A career built on deception
Chris Lengyel
Arts

A career built on deception

Magician Chris Lengyel, who is opening his latest tour at the Hooker-Dunham, loves to play with reality

BRATTLEBORO — People loved to be fooled.

So thinks magician Chris Lengyel, who has made a career of deceiving his audiences.

“Magic is the one art where people will pay money to get lied to,” Lengyel says. “Even if they know that what they are seeing in a magic act are just tricks, they still watch entranced. Perhaps they want to figure out how it's done, or else they like to see appearances played around with. People are attracted to thinking that they don't know the full story and what on the surface seems impossible is possible.”

Lengyel believes he knows why magic is so popular these days.

“With the world the way it is, people don't want to understand reality,” he explains. “They want to be amazed.”

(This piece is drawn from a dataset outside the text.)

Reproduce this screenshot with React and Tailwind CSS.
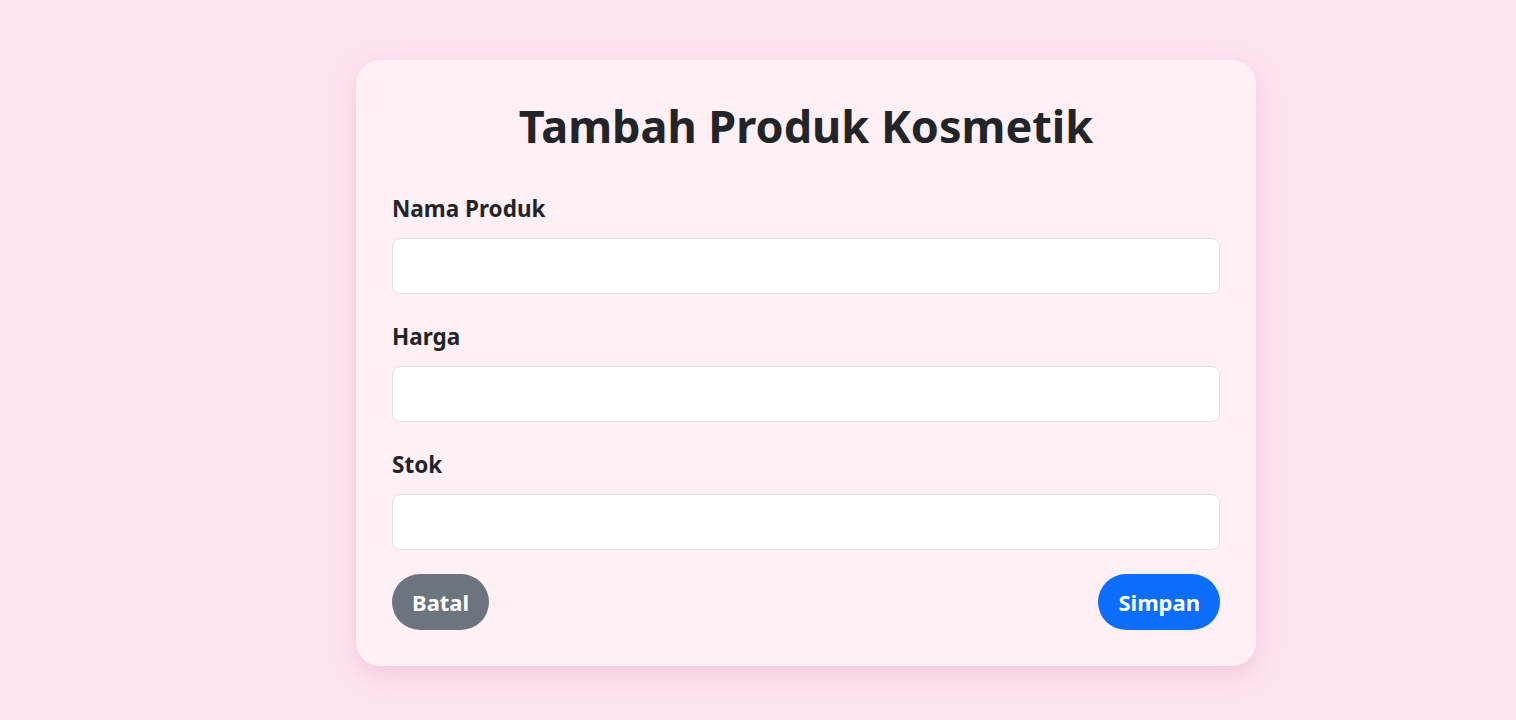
import React from "react";

const Field = ({ label, type = "text", last = false }) => {
  return (
    <div className={last ? "mb-6" : "mb-[26px]"}>
      <label className="block mb-[13px] text-[22.5px] leading-[33px] font-bold text-[#212529]">
        {label}
      </label>
      <input
        type={type}
        className="block w-full h-14 px-4 bg-white border border-[#dee2e6] rounded-lg outline-none text-[20px]"
      />
    </div>
  );
};

export default function App() {
  return (
    <div
      className="min-h-screen w-full bg-[#fee4f0] pt-[60px] pl-[356px]"
      style={{ fontFamily: '"Noto Sans", "Open Sans", sans-serif' }}
    >
      <div className="w-[900px] bg-[#fff0f5] rounded-[24px] p-9 shadow-[0_8px_24px_rgba(200,120,160,0.25)]">
        <h1 className="text-center text-[45px] leading-[59px] font-bold text-[#212529] mb-[37px]">
          Tambah Produk Kosmetik
        </h1>

        <form>
          <Field label="Nama Produk" />
          <Field label="Harga" type="number" />
          <Field label="Stok" type="number" last />

          <div className="flex justify-between items-center">
            <button
              type="button"
              className="h-14 px-5 rounded-full bg-[#6c757d] text-white text-[22px] font-bold"
            >
              Batal
            </button>
            <button
              type="submit"
              className="h-14 px-5 rounded-full bg-[#0d6efd] text-white text-[22px] font-bold"
            >
              Simpan
            </button>
          </div>
        </form>
      </div>
    </div>
  );
}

Lengyel is convinced that people come to his shows to forget life's harsh problems.

“Here, they never know what to expect,” he says. “My goal is to make them happy and forget their problems, if only for the moment they are in the audience. I try to make them leave the show feeling good. If they have had a good time, I consider I have done my job.”

On Saturday, July 21, at 7 p.m., Lengyel is bringing his newest magic show, “Nothing up my Sleeves,” to the Hooker-Dunham Theater & Gallery, 139 Main Street. Tickets are $20 and available at the door.

“Nothing up my Sleeves” is an “all ages, interactive, comedy magic/illusion show that features everything from small intimate magic, to mentalism and storytelling, all the way up to bigger, scaled illusions,” Lengyel writes at his Facebook page, Chris Lengyel Magic.

New routines

“There is a very wide variety of things in this show,” Lengyel told The Commons. “The only thing I don't do is saw someone in half, and I'll be doing that soon enough - that is when I can talk someone into being my assistant for that trick.”

Lengyel contends that his new show contains a little bit of everything. “I have a few tricks no one else does,” he says. “In fact, I have developed two new routines just for this tour.”

Lengyel is kicking off his tour for “Nothing up my Sleeves” in Brattleboro, but it is almost by accident that he is appearing here at all.

“I was taking a road trip with my fiancée, my mom and my daughter, to visit the Yankee Candle Factory [in South Deerfield, Mass.],” he explains. “It was around 5:30 in the evening as we were leaving, when I decided to go to Vermont and find some maple syrup.

“When I was trying to get back to the highway, I stumbled onto Brattleboro. I discovered there was a small theater downtown that might be ideal for one of my shows. When I got home I called the theater and booked it. Later, I came back and walked around town and found out that it was a really delightful place.”

Lengyel calls himself a “one-of-a-kind magician/illusionist,” and he has performed up and down the East Coast. He has been featured on national television, has performed for numerous celebrities, and has also been featured on his own internet television show, “Don't Blink.”

“I am able to hold a crowd, whether it's 10 people or 1,000,” Lengyel says. Although there are many people who perform magic nowadays, Lengyel claims that he has “a stage persona like none other.”

“I have the ability to make you forget about the real world for a few minutes,” he says.

Born in Connecticut where he still makes his home, Lengyel, who has overcome ulcerative colitis, a disease that nearly killed him, has been performing magic professionally for 11 years.

“I began my career in magic the way many magicians do,” he says. “I started with simple card tricks when I was in school. I was bullied at school, so I found my defense through magic.”

Storytelling magic

Lengyel claims that although his first forays into magic were pretty lame, “I kept on with my magic and got better and better,” he says. “Soon I was giving shows at libraries, nursing homes, and schools. In those days, I was charging only $20 for a birthday party. I quickly realized that if I wanted to make this career work for me professionally I needed to get my act together.”

Lengyel took magic lessons for one year, but mostly he considers himself self-taught.

“You can learn magic through reading books,” he says. “When you buy a trick, it usually comes with a DVD that explains how it's done.”

Lengyel and his audiences share the knowledge that everything he does is just illusion.

“I teach my audience my first trick in my show,” he says. “I tell the story how the trick is done. I tell a lot of personal stories in the shows. In fact, I have a story for almost all my tricks. I give the audiences some insight behind what they are about to see performed, whether it is funny or true.”

Lengyel says that being a magician is part of a long tradition.

“The art of magic has been around for thousands of years,” he says. “The oldest magic trick was carved onto a pyramid wall, depicting the shell game. Was this magic act developed for the delights of pharaohs and so was carved into stone? Indeed, magic has entertained kings and queens. It is a kind of music that is visual.

“Whether people are willing to admit it or not, everyone loves magic. I have heard people say to me 'I hate magic, it's so phony,' and then I show them a trick they cannot understand and within minutes they are captivated.”